What is needed >> Leave out the images; return the rest of the data exactly.

-- Begin Data section --

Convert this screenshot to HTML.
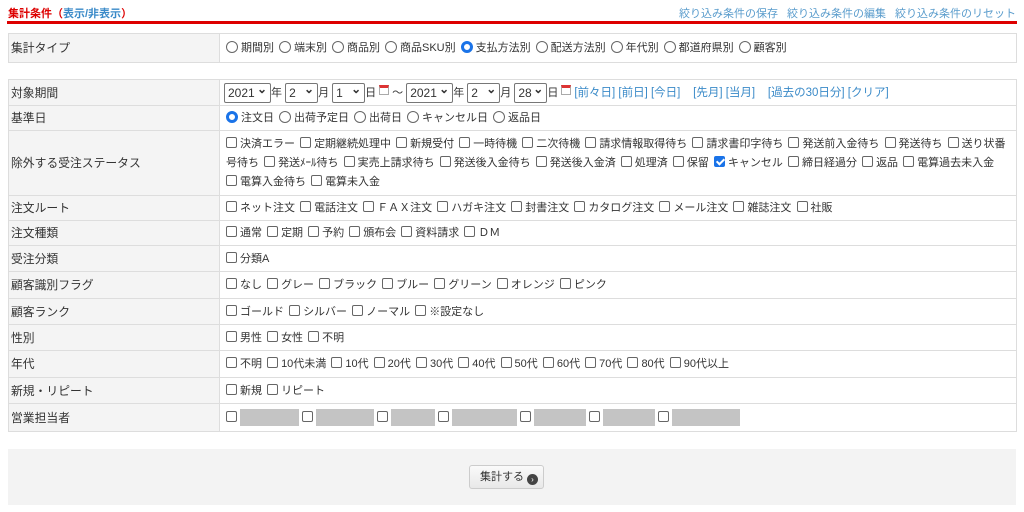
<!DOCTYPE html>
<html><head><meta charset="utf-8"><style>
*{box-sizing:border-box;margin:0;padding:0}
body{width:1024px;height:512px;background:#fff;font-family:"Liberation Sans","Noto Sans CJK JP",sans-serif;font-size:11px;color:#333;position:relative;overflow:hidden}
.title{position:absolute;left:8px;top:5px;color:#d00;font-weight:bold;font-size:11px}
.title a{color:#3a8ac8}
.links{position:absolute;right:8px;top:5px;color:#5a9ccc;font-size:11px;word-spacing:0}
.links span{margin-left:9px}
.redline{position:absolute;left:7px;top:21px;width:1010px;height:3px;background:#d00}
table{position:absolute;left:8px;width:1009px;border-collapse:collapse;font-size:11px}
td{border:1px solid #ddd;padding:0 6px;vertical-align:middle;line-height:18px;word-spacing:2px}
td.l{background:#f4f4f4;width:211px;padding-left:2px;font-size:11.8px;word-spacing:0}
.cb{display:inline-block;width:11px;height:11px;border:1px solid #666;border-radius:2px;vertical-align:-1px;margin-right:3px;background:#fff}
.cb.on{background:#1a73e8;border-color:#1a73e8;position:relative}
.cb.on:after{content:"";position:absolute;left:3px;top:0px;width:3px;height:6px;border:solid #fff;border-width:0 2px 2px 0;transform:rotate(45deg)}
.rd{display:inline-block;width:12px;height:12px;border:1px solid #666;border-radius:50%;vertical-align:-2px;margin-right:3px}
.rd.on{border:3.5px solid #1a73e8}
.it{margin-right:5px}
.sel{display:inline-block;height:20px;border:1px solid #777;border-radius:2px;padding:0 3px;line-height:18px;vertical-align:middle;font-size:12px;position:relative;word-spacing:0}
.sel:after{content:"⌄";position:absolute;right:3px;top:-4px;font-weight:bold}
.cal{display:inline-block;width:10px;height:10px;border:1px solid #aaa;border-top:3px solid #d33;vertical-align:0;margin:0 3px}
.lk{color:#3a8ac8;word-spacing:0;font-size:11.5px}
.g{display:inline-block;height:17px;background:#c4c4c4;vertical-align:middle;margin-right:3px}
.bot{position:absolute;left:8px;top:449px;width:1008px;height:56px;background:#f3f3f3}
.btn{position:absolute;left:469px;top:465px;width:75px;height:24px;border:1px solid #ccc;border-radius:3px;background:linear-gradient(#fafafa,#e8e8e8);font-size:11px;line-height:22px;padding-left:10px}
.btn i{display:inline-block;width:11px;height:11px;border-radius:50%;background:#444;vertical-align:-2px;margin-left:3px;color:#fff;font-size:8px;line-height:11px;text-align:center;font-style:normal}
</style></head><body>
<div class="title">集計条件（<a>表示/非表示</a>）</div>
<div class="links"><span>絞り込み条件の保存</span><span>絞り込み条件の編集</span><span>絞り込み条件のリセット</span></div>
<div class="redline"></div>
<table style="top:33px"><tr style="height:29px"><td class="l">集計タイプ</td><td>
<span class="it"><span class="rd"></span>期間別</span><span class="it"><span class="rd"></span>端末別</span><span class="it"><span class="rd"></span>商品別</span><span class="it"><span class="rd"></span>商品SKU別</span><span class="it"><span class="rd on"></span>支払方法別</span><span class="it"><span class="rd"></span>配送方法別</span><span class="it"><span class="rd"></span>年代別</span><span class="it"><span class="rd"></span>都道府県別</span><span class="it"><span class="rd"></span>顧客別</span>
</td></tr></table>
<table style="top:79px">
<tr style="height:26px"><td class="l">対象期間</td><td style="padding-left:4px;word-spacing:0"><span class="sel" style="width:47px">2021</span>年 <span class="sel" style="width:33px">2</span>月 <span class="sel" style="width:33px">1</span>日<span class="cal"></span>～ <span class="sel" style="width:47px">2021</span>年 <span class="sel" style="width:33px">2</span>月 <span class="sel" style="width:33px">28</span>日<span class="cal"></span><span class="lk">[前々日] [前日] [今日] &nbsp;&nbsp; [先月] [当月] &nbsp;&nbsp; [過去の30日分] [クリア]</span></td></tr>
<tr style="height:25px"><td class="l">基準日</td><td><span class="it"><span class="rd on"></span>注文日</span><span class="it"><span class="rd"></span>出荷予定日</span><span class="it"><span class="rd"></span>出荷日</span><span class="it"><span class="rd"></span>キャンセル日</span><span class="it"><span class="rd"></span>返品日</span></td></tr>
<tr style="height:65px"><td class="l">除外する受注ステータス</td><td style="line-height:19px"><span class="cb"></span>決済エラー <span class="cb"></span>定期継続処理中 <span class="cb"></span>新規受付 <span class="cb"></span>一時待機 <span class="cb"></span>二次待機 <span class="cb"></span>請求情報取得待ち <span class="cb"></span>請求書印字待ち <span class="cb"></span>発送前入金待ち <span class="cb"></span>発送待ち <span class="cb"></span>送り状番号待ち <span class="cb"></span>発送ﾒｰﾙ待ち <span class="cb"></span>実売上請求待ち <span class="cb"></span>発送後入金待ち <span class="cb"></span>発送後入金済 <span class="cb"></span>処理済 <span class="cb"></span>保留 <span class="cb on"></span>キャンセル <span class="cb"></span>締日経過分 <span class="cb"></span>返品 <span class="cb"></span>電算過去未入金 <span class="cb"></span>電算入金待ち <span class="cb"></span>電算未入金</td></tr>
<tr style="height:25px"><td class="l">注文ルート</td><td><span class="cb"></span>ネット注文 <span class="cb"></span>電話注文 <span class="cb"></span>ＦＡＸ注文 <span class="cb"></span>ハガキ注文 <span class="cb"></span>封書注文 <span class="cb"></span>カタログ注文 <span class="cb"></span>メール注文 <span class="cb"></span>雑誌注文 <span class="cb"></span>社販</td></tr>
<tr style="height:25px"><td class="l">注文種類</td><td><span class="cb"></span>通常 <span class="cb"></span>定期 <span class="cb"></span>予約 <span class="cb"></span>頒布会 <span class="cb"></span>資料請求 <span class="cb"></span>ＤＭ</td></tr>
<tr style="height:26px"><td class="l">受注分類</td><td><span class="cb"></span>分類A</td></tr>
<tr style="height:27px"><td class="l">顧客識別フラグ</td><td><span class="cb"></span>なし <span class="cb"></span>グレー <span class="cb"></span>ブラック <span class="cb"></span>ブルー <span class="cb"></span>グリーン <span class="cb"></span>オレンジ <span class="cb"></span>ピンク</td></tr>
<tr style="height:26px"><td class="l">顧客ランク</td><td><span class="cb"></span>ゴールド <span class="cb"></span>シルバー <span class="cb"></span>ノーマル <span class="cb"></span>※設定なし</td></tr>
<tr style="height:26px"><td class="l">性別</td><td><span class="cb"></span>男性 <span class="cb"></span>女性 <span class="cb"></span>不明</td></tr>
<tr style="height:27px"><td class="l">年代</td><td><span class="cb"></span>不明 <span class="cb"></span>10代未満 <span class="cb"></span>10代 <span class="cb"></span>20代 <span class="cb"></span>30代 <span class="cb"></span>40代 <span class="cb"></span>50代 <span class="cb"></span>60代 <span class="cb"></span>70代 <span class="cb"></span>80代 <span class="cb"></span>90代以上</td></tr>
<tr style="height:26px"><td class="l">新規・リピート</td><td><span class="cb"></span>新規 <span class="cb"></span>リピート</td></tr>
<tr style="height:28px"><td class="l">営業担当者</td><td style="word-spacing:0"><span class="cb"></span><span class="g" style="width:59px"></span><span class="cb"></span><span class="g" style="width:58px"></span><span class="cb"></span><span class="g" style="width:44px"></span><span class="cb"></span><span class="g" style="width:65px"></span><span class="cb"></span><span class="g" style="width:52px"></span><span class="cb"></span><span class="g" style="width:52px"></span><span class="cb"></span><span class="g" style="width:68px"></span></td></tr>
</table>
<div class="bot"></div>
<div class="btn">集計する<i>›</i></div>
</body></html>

-- End Data section --

Reply to the exercise >>
Convert this screenshot to HTML.
<!DOCTYPE html>
<html><head><meta charset="utf-8"><style>
*{box-sizing:border-box;margin:0;padding:0}
body{width:1024px;height:512px;background:#fff;font-family:"Liberation Sans","Noto Sans CJK JP",sans-serif;font-size:11px;color:#333;position:relative;overflow:hidden}
.title{position:absolute;left:8px;top:5px;color:#d00;font-weight:bold;font-size:11px}
.title a{color:#3a8ac8}
.links{position:absolute;right:8px;top:5px;color:#5a9ccc;font-size:11px;word-spacing:0}
.links span{margin-left:9px}
.redline{position:absolute;left:7px;top:21px;width:1010px;height:3px;background:#d00}
table{position:absolute;left:8px;width:1009px;border-collapse:collapse;font-size:11px}
td{border:1px solid #ddd;padding:0 6px;vertical-align:middle;line-height:18px;word-spacing:2px}
td.l{background:#f4f4f4;width:211px;padding-left:2px;font-size:11.8px;word-spacing:0}
.cb{display:inline-block;width:11px;height:11px;border:1px solid #666;border-radius:2px;vertical-align:-1px;margin-right:3px;background:#fff}
.cb.on{background:#1a73e8;border-color:#1a73e8;position:relative}
.cb.on:after{content:"";position:absolute;left:3px;top:0px;width:3px;height:6px;border:solid #fff;border-width:0 2px 2px 0;transform:rotate(45deg)}
.rd{display:inline-block;width:12px;height:12px;border:1px solid #666;border-radius:50%;vertical-align:-2px;margin-right:3px}
.rd.on{border:3.5px solid #1a73e8}
.it{margin-right:5px}
.sel{display:inline-block;height:20px;border:1px solid #777;border-radius:2px;padding:0 3px;line-height:18px;vertical-align:middle;font-size:12px;position:relative;word-spacing:0}
.sel:after{content:"⌄";position:absolute;right:3px;top:-4px;font-weight:bold}
.cal{display:inline-block;width:10px;height:10px;border:1px solid #aaa;border-top:3px solid #d33;vertical-align:0;margin:0 3px}
.lk{color:#3a8ac8;word-spacing:0;font-size:11.5px}
.g{display:inline-block;height:17px;background:#c4c4c4;vertical-align:middle;margin-right:3px}
.bot{position:absolute;left:8px;top:449px;width:1008px;height:56px;background:#f3f3f3}
.btn{position:absolute;left:469px;top:465px;width:75px;height:24px;border:1px solid #ccc;border-radius:3px;background:linear-gradient(#fafafa,#e8e8e8);font-size:11px;line-height:22px;padding-left:10px}
.btn i{display:inline-block;width:11px;height:11px;border-radius:50%;background:#444;vertical-align:-2px;margin-left:3px;color:#fff;font-size:8px;line-height:11px;text-align:center;font-style:normal}
</style></head><body>
<div class="title">集計条件（<a>表示/非表示</a>）</div>
<div class="links"><span>絞り込み条件の保存</span><span>絞り込み条件の編集</span><span>絞り込み条件のリセット</span></div>
<div class="redline"></div>
<table style="top:33px"><tr style="height:29px"><td class="l">集計タイプ</td><td>
<span class="it"><span class="rd"></span>期間別</span><span class="it"><span class="rd"></span>端末別</span><span class="it"><span class="rd"></span>商品別</span><span class="it"><span class="rd"></span>商品SKU別</span><span class="it"><span class="rd on"></span>支払方法別</span><span class="it"><span class="rd"></span>配送方法別</span><span class="it"><span class="rd"></span>年代別</span><span class="it"><span class="rd"></span>都道府県別</span><span class="it"><span class="rd"></span>顧客別</span>
</td></tr></table>
<table style="top:79px">
<tr style="height:26px"><td class="l">対象期間</td><td style="padding-left:4px;word-spacing:0"><span class="sel" style="width:47px">2021</span>年 <span class="sel" style="width:33px">2</span>月 <span class="sel" style="width:33px">1</span>日<span class="cal"></span>～ <span class="sel" style="width:47px">2021</span>年 <span class="sel" style="width:33px">2</span>月 <span class="sel" style="width:33px">28</span>日<span class="cal"></span><span class="lk">[前々日] [前日] [今日] &nbsp;&nbsp; [先月] [当月] &nbsp;&nbsp; [過去の30日分] [クリア]</span></td></tr>
<tr style="height:25px"><td class="l">基準日</td><td><span class="it"><span class="rd on"></span>注文日</span><span class="it"><span class="rd"></span>出荷予定日</span><span class="it"><span class="rd"></span>出荷日</span><span class="it"><span class="rd"></span>キャンセル日</span><span class="it"><span class="rd"></span>返品日</span></td></tr>
<tr style="height:65px"><td class="l">除外する受注ステータス</td><td style="line-height:19px"><span class="cb"></span>決済エラー <span class="cb"></span>定期継続処理中 <span class="cb"></span>新規受付 <span class="cb"></span>一時待機 <span class="cb"></span>二次待機 <span class="cb"></span>請求情報取得待ち <span class="cb"></span>請求書印字待ち <span class="cb"></span>発送前入金待ち <span class="cb"></span>発送待ち <span class="cb"></span>送り状番号待ち <span class="cb"></span>発送ﾒｰﾙ待ち <span class="cb"></span>実売上請求待ち <span class="cb"></span>発送後入金待ち <span class="cb"></span>発送後入金済 <span class="cb"></span>処理済 <span class="cb"></span>保留 <span class="cb on"></span>キャンセル <span class="cb"></span>締日経過分 <span class="cb"></span>返品 <span class="cb"></span>電算過去未入金 <span class="cb"></span>電算入金待ち <span class="cb"></span>電算未入金</td></tr>
<tr style="height:25px"><td class="l">注文ルート</td><td><span class="cb"></span>ネット注文 <span class="cb"></span>電話注文 <span class="cb"></span>ＦＡＸ注文 <span class="cb"></span>ハガキ注文 <span class="cb"></span>封書注文 <span class="cb"></span>カタログ注文 <span class="cb"></span>メール注文 <span class="cb"></span>雑誌注文 <span class="cb"></span>社販</td></tr>
<tr style="height:25px"><td class="l">注文種類</td><td><span class="cb"></span>通常 <span class="cb"></span>定期 <span class="cb"></span>予約 <span class="cb"></span>頒布会 <span class="cb"></span>資料請求 <span class="cb"></span>ＤＭ</td></tr>
<tr style="height:26px"><td class="l">受注分類</td><td><span class="cb"></span>分類A</td></tr>
<tr style="height:27px"><td class="l">顧客識別フラグ</td><td><span class="cb"></span>なし <span class="cb"></span>グレー <span class="cb"></span>ブラック <span class="cb"></span>ブルー <span class="cb"></span>グリーン <span class="cb"></span>オレンジ <span class="cb"></span>ピンク</td></tr>
<tr style="height:26px"><td class="l">顧客ランク</td><td><span class="cb"></span>ゴールド <span class="cb"></span>シルバー <span class="cb"></span>ノーマル <span class="cb"></span>※設定なし</td></tr>
<tr style="height:26px"><td class="l">性別</td><td><span class="cb"></span>男性 <span class="cb"></span>女性 <span class="cb"></span>不明</td></tr>
<tr style="height:27px"><td class="l">年代</td><td><span class="cb"></span>不明 <span class="cb"></span>10代未満 <span class="cb"></span>10代 <span class="cb"></span>20代 <span class="cb"></span>30代 <span class="cb"></span>40代 <span class="cb"></span>50代 <span class="cb"></span>60代 <span class="cb"></span>70代 <span class="cb"></span>80代 <span class="cb"></span>90代以上</td></tr>
<tr style="height:26px"><td class="l">新規・リピート</td><td><span class="cb"></span>新規 <span class="cb"></span>リピート</td></tr>
<tr style="height:28px"><td class="l">営業担当者</td><td style="word-spacing:0"><span class="cb"></span><span class="g" style="width:59px"></span><span class="cb"></span><span class="g" style="width:58px"></span><span class="cb"></span><span class="g" style="width:44px"></span><span class="cb"></span><span class="g" style="width:65px"></span><span class="cb"></span><span class="g" style="width:52px"></span><span class="cb"></span><span class="g" style="width:52px"></span><span class="cb"></span><span class="g" style="width:68px"></span></td></tr>
</table>
<div class="bot"></div>
<div class="btn">集計する<i>›</i></div>
</body></html>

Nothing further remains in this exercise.